A skew toward male offspring could be one more consequence of the small population of southern resident orcas. “It becomes more likely that you get skewed gender just by chance,” Ford said Wednesday. And that, too, can be another survival challenge.

“The rate the population can increase is limited by the number of females in the population.”

Nonetheless the birth of J57 is something to cheer, Balcomb said. “We celebrate the fact that they can still reproduce,” he said of the southern resident orcas. “We look forward to him maybe being a breeder of the future. But we are looking 22 years away before that happens.”

Today there are 39 females and 33 males in the southern resident population, according to data provided by Ford, and one baby of unknown gender, L124 born early in 2019. There are 27 reproductive age females (age 10 to 42) and 17 potentially reproductive males.

The three pods include a total of eight older females past reproductive age, Ford noted. The oldest southern resident orca by far is L25, estimated to have been born in 1928.

Southern resident orcas younger than 10 skew male, by 7:4. The older animals, according to Ford, skew female largely because the females simply live longer.

The southern resident population faces three main threats: vessel noise and disturbance; pollution; and lack of readily available, quality food, especially the orcas’ preferred diet of chinook salmon.

The orcas need to eat about 4% of their body weight every day in salmon to be healthy, Balcomb said. For the new baby, that means by the time he is a sexually mature, 10,000-pound adult, he will need about 400 pounds of salmon a day.
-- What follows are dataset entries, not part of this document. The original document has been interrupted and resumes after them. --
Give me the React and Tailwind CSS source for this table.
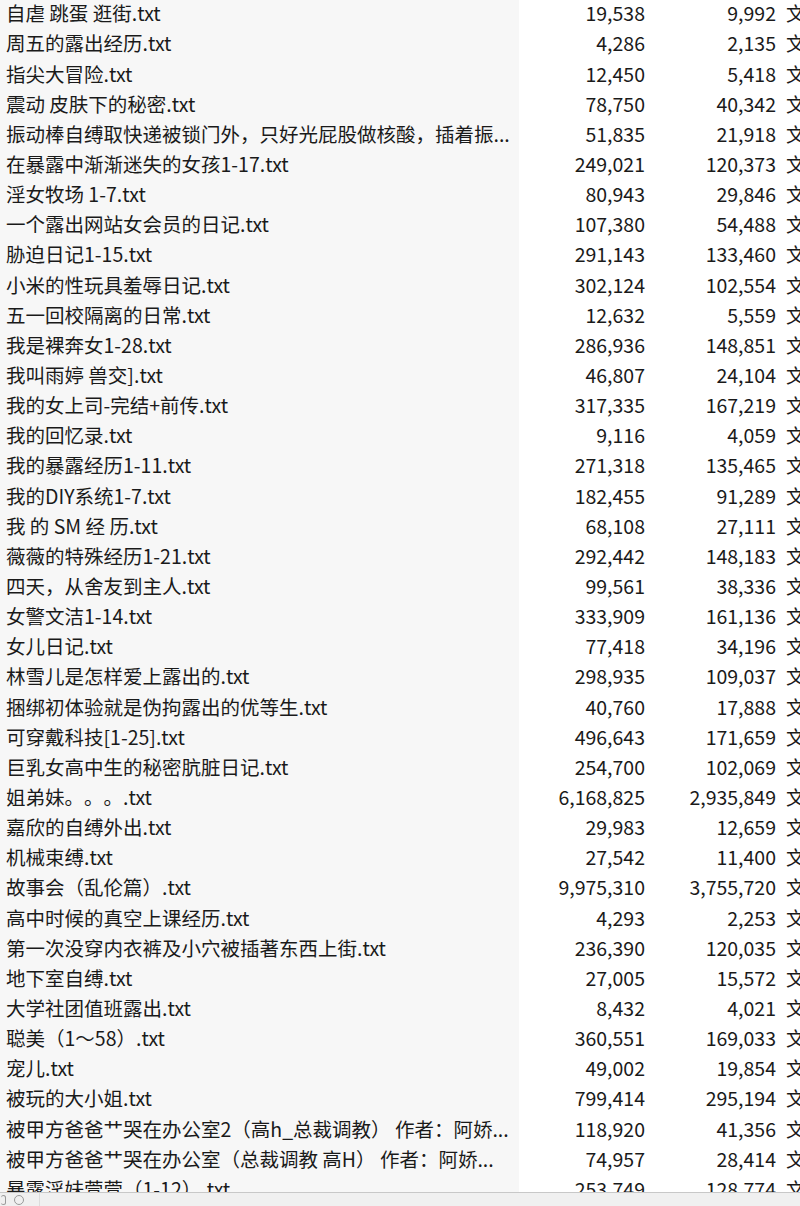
import React from 'react';

const files = [
  ['自虐 跳蛋 逛街.txt', '19,538', '9,992'],
  ['周五的露出经历.txt', '4,286', '2,135'],
  ['指尖大冒险.txt', '12,450', '5,418'],
  ['震动 皮肤下的秘密.txt', '78,750', '40,342'],
  ['振动棒自缚取快递被锁门外，只好光屁股做核酸，插着振...', '51,835', '21,918'],
  ['在暴露中渐渐迷失的女孩1-17.txt', '249,021', '120,373'],
  ['淫女牧场 1-7.txt', '80,943', '29,846'],
  ['一个露出网站女会员的日记.txt', '107,380', '54,488'],
  ['胁迫日记1-15.txt', '291,143', '133,460'],
  ['小米的性玩具羞辱日记.txt', '302,124', '102,554'],
  ['五一回校隔离的日常.txt', '12,632', '5,559'],
  ['我是裸奔女1-28.txt', '286,936', '148,851'],
  ['我叫雨婷 兽交].txt', '46,807', '24,104'],
  ['我的女上司-完结+前传.txt', '317,335', '167,219'],
  ['我的回忆录.txt', '9,116', '4,059'],
  ['我的暴露经历1-11.txt', '271,318', '135,465'],
  ['我的DIY系统1-7.txt', '182,455', '91,289'],
  ['我 的 SM 经 历.txt', '68,108', '27,111'],
  ['薇薇的特殊经历1-21.txt', '292,442', '148,183'],
  ['四天，从舍友到主人.txt', '99,561', '38,336'],
  ['女警文洁1-14.txt', '333,909', '161,136'],
  ['女儿日记.txt', '77,418', '34,196'],
  ['林雪儿是怎样爱上露出的.txt', '298,935', '109,037'],
  ['捆绑初体验就是伪拘露出的优等生.txt', '40,760', '17,888'],
  ['可穿戴科技[1-25].txt', '496,643', '171,659'],
  ['巨乳女高中生的秘密肮脏日记.txt', '254,700', '102,069'],
  ['姐弟妹。。。.txt', '6,168,825', '2,935,849'],
  ['嘉欣的自缚外出.txt', '29,983', '12,659'],
  ['机械束缚.txt', '27,542', '11,400'],
  ['故事会（乱伦篇）.txt', '9,975,310', '3,755,720'],
  ['高中时候的真空上课经历.txt', '4,293', '2,253'],
  ['第一次没穿内衣裤及小穴被插著东西上街.txt', '236,390', '120,035'],
  ['地下室自缚.txt', '27,005', '15,572'],
  ['大学社团值班露出.txt', '8,432', '4,021'],
  ['聪美（1～58）.txt', '360,551', '169,033'],
  ['宠儿.txt', '49,002', '19,854'],
  ['被玩的大小姐.txt', '799,414', '295,194'],
  ['被甲方爸爸艹哭在办公室2（高h_总裁调教） 作者：阿娇...', '118,920', '41,356'],
  ['被甲方爸爸艹哭在办公室（总裁调教 高H） 作者：阿娇...', '74,957', '28,414'],
  ['暴露淫妹萱萱（1-12）.txt', '253,749', '128,774'],
];

export default function App() {
  return (
    <div
      className="w-[800px] h-[1206px] bg-white text-[#1a1a1a] overflow-hidden flex flex-col [text-spacing-trim:space-all]"
      style={{ fontFamily: '"Noto Sans CJK SC", "Noto Sans", sans-serif' }}
    >
      <div className="h-[1192px] shrink-0 overflow-hidden">
        <div className="-mt-[2px]">
          {files.map(([name, size, packed], i) => (
            <div key={i} className="flex h-[30.15px] items-center text-[19.5px] leading-none whitespace-nowrap">
              <div className="w-[519px] shrink-0 h-full flex items-center pl-[6px] bg-[#f7f7f7] overflow-hidden">
                {name}
              </div>
              <div className="w-[126px] shrink-0 text-right">{size}</div>
              <div className="w-[131px] shrink-0 text-right">{packed}</div>
              <div className="shrink-0 pl-[10px]">文本文档</div>
            </div>
          ))}
        </div>
      </div>
      <div className="flex-1 flex items-center bg-[#f0f0f0] border-t border-[#c8c8c8]">
        <div className="w-[40px] h-full flex items-center gap-[8px] pl-[1px] border-r border-[#dcdcdc]">
          <div className="w-[5px] h-[10px] rounded-full border border-[#9a9a9a] border-l-0" />
          <div className="w-[10px] h-[10px] rounded-full border border-[#9a9a9a]" />
        </div>
      </div>
    </div>
  );
}
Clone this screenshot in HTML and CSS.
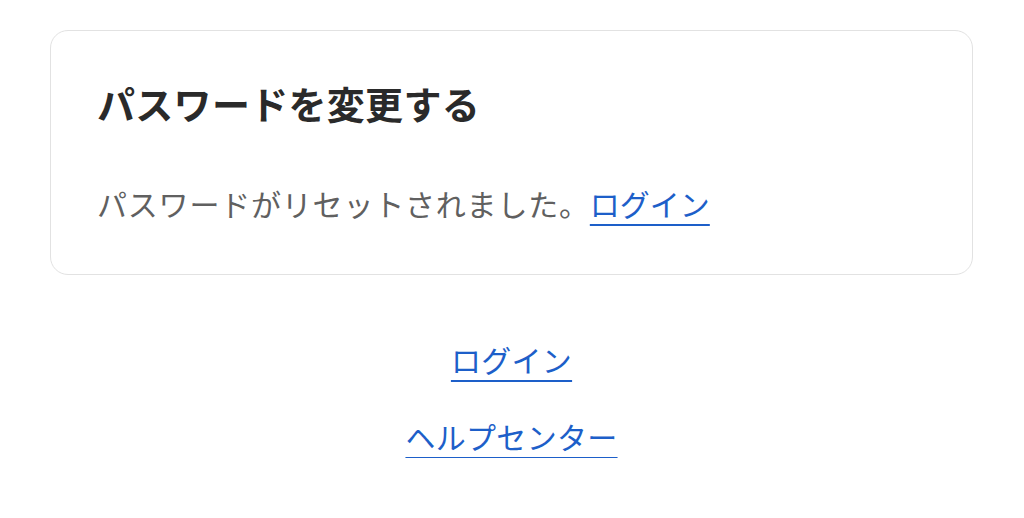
FILE: index.html
```html
<!DOCTYPE html>
<html lang="ja">
<head>
<meta charset="utf-8">
<title>パスワードを変更する</title>
<link rel="stylesheet" href="styles.css">
</head>
<body>
<main class="page">
  <section class="card">
    <h1 class="card-title">パスワードを変更する</h1>
    <p class="card-text">パスワードがリセットされました。<a class="link" href="#">ログイン</a></p>
  </section>
  <nav class="footer-links">
    <a class="link" href="#">ログイン</a>
    <a class="link" href="#">ヘルプセンター</a>
  </nav>
</main>
</body>
</html>
```

FILE: styles.css
```css
html, body {
  margin: 0;
  padding: 0;
  background: #ffffff;
}

body {
  font-family: "Noto Sans CJK JP", "Noto Sans", sans-serif;
  color: #2b2b2b;
}

.page {
  padding: 30px 51px 0 50px;
  display: flex;
  flex-direction: column;
}

.card {
  border: 1px solid #e2e2e2;
  border-radius: 18px;
  padding: 49px 46px 49px 46px;
}

.card-title {
  margin: 0;
  font-size: 38px;
  line-height: 46px;
  font-weight: 700;
  letter-spacing: 0.3px;
  color: #2a2a2a;
}

.card-text {
  margin: 55px 0 0 0;
  font-size: 30px;
  line-height: 44px;
  letter-spacing: 0.8px;
  color: #606060;
}

.card-text .link {
  letter-spacing: 0;
}

.link {
  color: #1d5fc9;
  text-decoration: underline;
  text-decoration-thickness: 2px;
  text-underline-offset: 8px;
}

.footer-links {
  margin-top: 62px;
  display: flex;
  flex-direction: column;
  align-items: center;
  gap: 33px;
  font-size: 30px;
  line-height: 44px;
  letter-spacing: 0.3px;
}
```
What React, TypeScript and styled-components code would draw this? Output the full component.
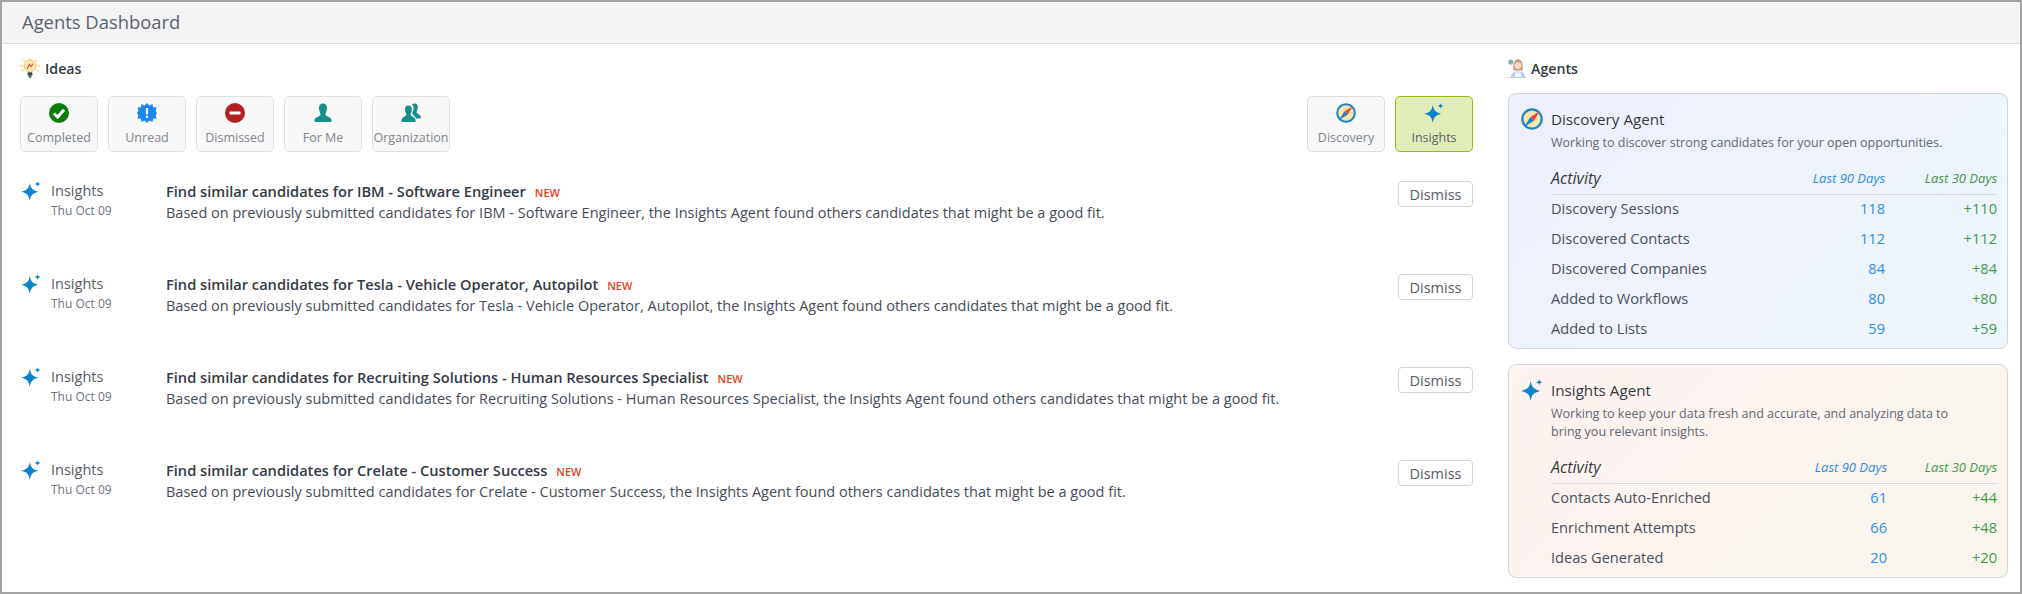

Chinook overall have declined throughout the range of the southern resident orcas, and noise makes the fish harder to catch, because the orcas use sound to hunt.

The Washington Department of Fish and Wildlife is seeking public comment through Oct. 23 and holding virtual public hearings Oct. 7 and 8 on the state’s first licensing requirements on whale watching in Washington waters.

The rules are intended to protect the southern residents with a number of strategies, including limiting the number of boats present with the whales at any one time; the duration the tour boats may be present; and requiring licenses for commercial tour operators.